Corriere della Sera - La Lettura
Gli oggetti e i progetti definiscono l’uomo
La prima selce fu il primo atto di sfida alla natura
Non è una competizione tra natura e artificio il fatto che, secondo le indicazioni della rivista «Nature», le cose create da noi abbiano superato in peso nel 2020 la biomassa (a secco) del pianeta. Fa parte, da sempre, della storia dell’uomo: è il nostro destino, anche se ora siamo arrivati a un equilibrio «instabile».
Disegnare il nuovo, difendersi dalla natura, costruire il proprio habitat, procurarsi il cibo, realizzare la prima «casa», che cosa sono se non attività progettuali, destinate a opporsi allo stato di natura? Nella nostra civiltà l’oggetto non è mai naturale; la pietra diventa oggetto solo quando assume la funzione che noi desideriamo.
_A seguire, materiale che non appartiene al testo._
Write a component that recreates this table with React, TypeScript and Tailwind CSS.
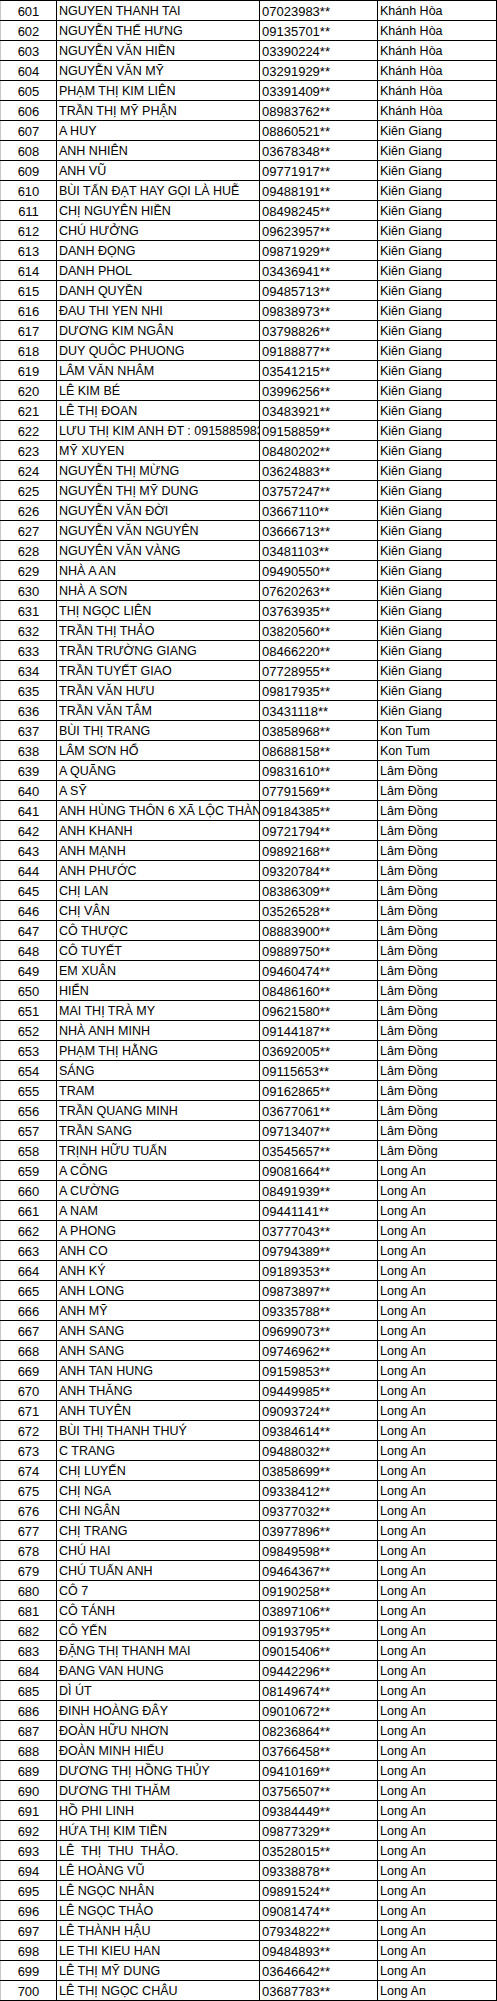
import React from "react";

type Row = [string, string];

const groups: { province: string; start: number; rows: Row[] }[] = [
  {
    province: "Khánh Hòa",
    start: 601,
    rows: [
      ["NGUYEN THANH TAI", "07023983"],
      ["NGUYỄN THẾ HƯNG", "09135701"],
      ["NGUYỄN VĂN HIỀN", "03390224"],
      ["NGUYỄN VĂN MỸ", "03291929"],
      ["PHẠM THỊ KIM LIÊN", "03391409"],
      ["TRẦN THỊ MỸ PHẬN", "08983762"],
    ],
  },
  {
    province: "Kiên Giang",
    start: 607,
    rows: [
      ["A HUY", "08860521"],
      ["ANH NHIÊN", "03678348"],
      ["ANH VŨ", "09771917"],
      ["BÙI TẤN ĐẠT HAY GỌI LÀ HUỄ", "09488191"],
      ["CHỊ NGUYÊN HIỀN", "08498245"],
      ["CHÚ HƯỞNG", "09623957"],
      ["DANH ĐỌNG", "09871929"],
      ["DANH PHOL", "03436941"],
      ["DANH QUYỀN", "09485713"],
      ["ĐAU THI YEN NHI", "09838973"],
      ["DƯƠNG KIM NGÂN", "03798826"],
      ["DUY QUÔC PHUONG", "09188877"],
      ["LÂM VĂN NHÂM", "03541215"],
      ["LÊ KIM BÉ", "03996256"],
      ["LÊ THỊ ĐOAN", "03483921"],
      ["LƯU THỊ KIM ANH ĐT : 0915885983", "09158859"],
      ["MỸ XUYEN", "08480202"],
      ["NGUYỄN THỊ MỪNG", "03624883"],
      ["NGUYỄN THỊ MỸ DUNG", "03757247"],
      ["NGUYỄN VĂN ĐỜI", "03667110"],
      ["NGUYỄN VĂN NGUYÊN", "03666713"],
      ["NGUYÊN VĂN VÀNG", "03481103"],
      ["NHÀ A AN", "09490550"],
      ["NHÀ A SƠN", "07620263"],
      ["THỊ NGỌC LIÊN", "03763935"],
      ["TRẦN THỊ THẢO", "03820560"],
      ["TRẦN TRƯỜNG GIANG", "08466220"],
      ["TRẦN TUYẾT GIAO", "07728955"],
      ["TRẦN VĂN HƯU", "09817935"],
      ["TRẦN VĂN TÂM", "03431118"],
    ],
  },
  {
    province: "Kon Tum",
    start: 637,
    rows: [
      ["BÙI THỊ TRANG", "03858968"],
      ["LÂM SƠN HỔ", "08688158"],
    ],
  },
  {
    province: "Lâm Đồng",
    start: 639,
    rows: [
      ["A QUÃNG", "09831610"],
      ["A SỸ", "07791569"],
      ["ANH HÙNG THÔN 6 XÃ LỘC THÀNH", "09184385"],
      ["ANH KHANH", "09721794"],
      ["ANH MẠNH", "09892168"],
      ["ANH PHƯỚC", "09320784"],
      ["CHỊ LAN", "08386309"],
      ["CHỊ VÂN", "03526528"],
      ["CÔ THƯỢC", "08883900"],
      ["CÔ TUYẾT", "09889750"],
      ["EM XUÂN", "09460474"],
      ["HIỂN", "08486160"],
      ["MAI THỊ TRÀ MY", "09621580"],
      ["NHÀ ANH MINH", "09144187"],
      ["PHẠM THỊ HẰNG", "03692005"],
      ["SÁNG", "09115653"],
      ["TRAM", "09162865"],
      ["TRẦN QUANG MINH", "03677061"],
      ["TRẦN SANG", "09713407"],
      ["TRỊNH HỮU TUẤN", "03545657"],
    ],
  },
  {
    province: "Long An",
    start: 659,
    rows: [
      ["A CÔNG", "09081664"],
      ["A CƯỜNG", "08491939"],
      ["A NAM", "09441141"],
      ["A PHONG", "03777043"],
      ["ANH CO", "09794389"],
      ["ANH KÝ", "09189353"],
      ["ANH LONG", "09873897"],
      ["ANH MỸ", "09335788"],
      ["ANH SANG", "09699073"],
      ["ANH SANG", "09746962"],
      ["ANH TAN HUNG", "09159853"],
      ["ANH THĂNG", "09449985"],
      ["ANH TUYÊN", "09093724"],
      ["BÙI THỊ THANH THUÝ", "09384614"],
      ["C TRANG", "09488032"],
      ["CHỊ LUYẾN", "03858699"],
      ["CHỊ NGA", "09338412"],
      ["CHI NGÂN", "09377032"],
      ["CHỊ TRANG", "03977896"],
      ["CHÚ HAI", "09849598"],
      ["CHÚ TUẤN ANH", "09464367"],
      ["CÔ 7", "09190258"],
      ["CÔ TÁNH", "03897106"],
      ["CÔ YẾN", "09193795"],
      ["ĐẶNG THỊ THANH MAI", "09015406"],
      ["ĐANG VAN HUNG", "09442296"],
      ["DÌ ÚT", "08149674"],
      ["ĐINH HOÀNG ĐÂY", "09010672"],
      ["ĐOÀN HỮU NHƠN", "08236864"],
      ["ĐOÀN MINH HIẾU", "03766458"],
      ["DƯƠNG THỊ HỒNG THỦY", "09410169"],
      ["DƯƠNG THI THĂM", "03756507"],
      ["HỒ PHI LINH", "09384449"],
      ["HỨA THỊ KIM TIỀN", "09877329"],
      ["LÊ  THỊ  THU  THẢO.", "03528015"],
      ["LÊ HOÀNG VŨ", "09338878"],
      ["LÊ NGỌC NHÂN", "09891524"],
      ["LÊ NGỌC THẢO", "09081474"],
      ["LÊ THÀNH HẬU", "07934822"],
      ["LE THI KIEU HAN", "09484893"],
      ["LÊ THỊ MỸ DUNG", "03646642"],
      ["LÊ THỊ NGỌC CHÂU", "03687783"],
    ],
  },
];

const rows: { no: number; name: string; phone: string; province: string }[] = [];
groups.forEach((g) => {
  g.rows.forEach((r, i) => {
    rows.push({ no: g.start + i, name: r[0], phone: r[1], province: g.province });
  });
});

export default function App() {
  return (
    <div
      className="w-[497px] bg-white text-black border-t border-black"
      style={{ fontFamily: '"Liberation Sans", Arial, sans-serif' }}
    >
      {rows.map((r) => (
        <div
          key={r.no}
          className="grid grid-cols-[56px_203px_118px_1fr] h-[20px] border-b border-black"
        >
          <div className="h-[19px] overflow-hidden border-l border-[#c6c6c6] text-center text-[13px] leading-[19px] pt-px">
            {r.no}
          </div>
          <div className="h-[19px] overflow-hidden whitespace-pre border-l border-black pl-[2px] text-[12.5px] leading-[19px] pt-px">
            {r.name}
          </div>
          <div className="h-[19px] overflow-hidden whitespace-nowrap border-l border-black pl-[2px] text-[13px] leading-[19px] pt-px">
            {r.phone}**
          </div>
          <div className="h-[19px] overflow-hidden whitespace-nowrap border-l border-r border-black pl-[2px] text-[12.5px] leading-[19px] pt-px">
            {r.province}
          </div>
        </div>
      ))}
    </div>
  );
}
In quello splendido libro di Neil MacGregor, per molti anni direttore del British Museum, intitolato La storia del mondo in 100 oggetti (Adelphi, 2012), le prime due «opere» indicate — il chopper e l’ascia da pugno di Olduvai, in Tanzania — sono tra gli oggetti più antichi prodotti coscientemente dall’uomo, circa 2 milioni di anni fa.
Da allora la nostra civiltà si è sempre misurata con il «progetto», ovvero replicare e perfezionare tutte le nostre capacità «protetiche». L’ascia da pugno ha accompagnato i nostri antenati per metà della loro storia e li ha messi in condizione di popolare prima l’Africa, poi il resto del mondo. Non a caso MacGregor conclude il suo viaggio con una lampada solare cinese del 2010. Questo significa che non possiamo fare a meno delle «cose»; l’uomo trasforma la natura,replicandola artificialmente, l’ha sempre esplorata, dal camminare a piedi nudi ai viaggi spaziali (ultimo in ordine di tempo, l’approdo a Marte). Progettare è naturale, anche se è necessario interrogarsi rispetto alla relazione con uno spazio finito; il nostro habitat è questo, per ora.
Broken Nature, il titolo della Triennale di Milano nel 2019, diretta da Paola Antonelli, curatrice del Dipartimento di Architettura e Design del Moma di New York, s’interrogava intorno ai limiti di uno sviluppo industriale, teso a spezzare l’unità e la complementarietà tra natura e artificio, mostrando alcune pratiche possibili per risolvere questa contraddizione: nuovi materiali ma anche la trasformazione degli scarti, per esempio le bucce d’arancia o la polvere del caffè, in oggetti come vassoi, tavoli, arredi per la casa. L’economia circolare non è più un’affermazione di principio; è una pratica insostituibile per disegnare e progettare, partendo dal riutilizzo di tutto ciò che è necessario per la realizzazione di oggetti, ricollocando così tutte le diverse tipologie di materiali al loro punto di partenza. Far circolare e non disperdere ciò che si progetta e si produce. Bisogna ampliare la nostra conoscenza. Da un lato, tentare di conoscere ciò che sappiamo di non sapere, più del 95% dell’universo (sarà questo il tema della prossima Triennale di Milano, 2022, Unknown Unknowns, affidato all’astrofisica Ersilia Vaudo dell’Agenzia spaziale europea); dall’altro, introdurre nelle pratiche quotidiane del design e dell’architettura interventi virtuosi.
Ad esempio, a ottobre di quest’anno, nell’ambito di Expo Dubai,il padiglione italiano, progettato da Italo Rota e Carlo Ratti, sarà totalmente realizzato nel segno della circolarità; alla conclusione della manifestazione, nulla sarà disperso, tutto tornerà al suo posto per una nuova vita. Sul piano invece della formazione, da alcuni anni l’architetto Mario Cucinella, con la sua School of Sustainability,contribuisce a formare professionisti — architetti, ingegneri, tecnici — destinati a operare negli studi di progettazione con questa particolare sensibilità e conoscenza. Senza dimenticare che, comunque, l’uomo tenterà sempre di superare i propri limiti: dal cavallo alla carrozza, dall’automobile all’aereo, dall’astronave a Perseverance per viaggiare su Marte. Non si può sopprimere questo desiderio progettuale; si tratta di declinarlo all’interno di uno sviluppo sostenibile e praticabile, nel segno di una bellezza funzionale. Senza mai dimenticare che siamo parte di un tutto che non sarà mai possibile conoscere definitivamente.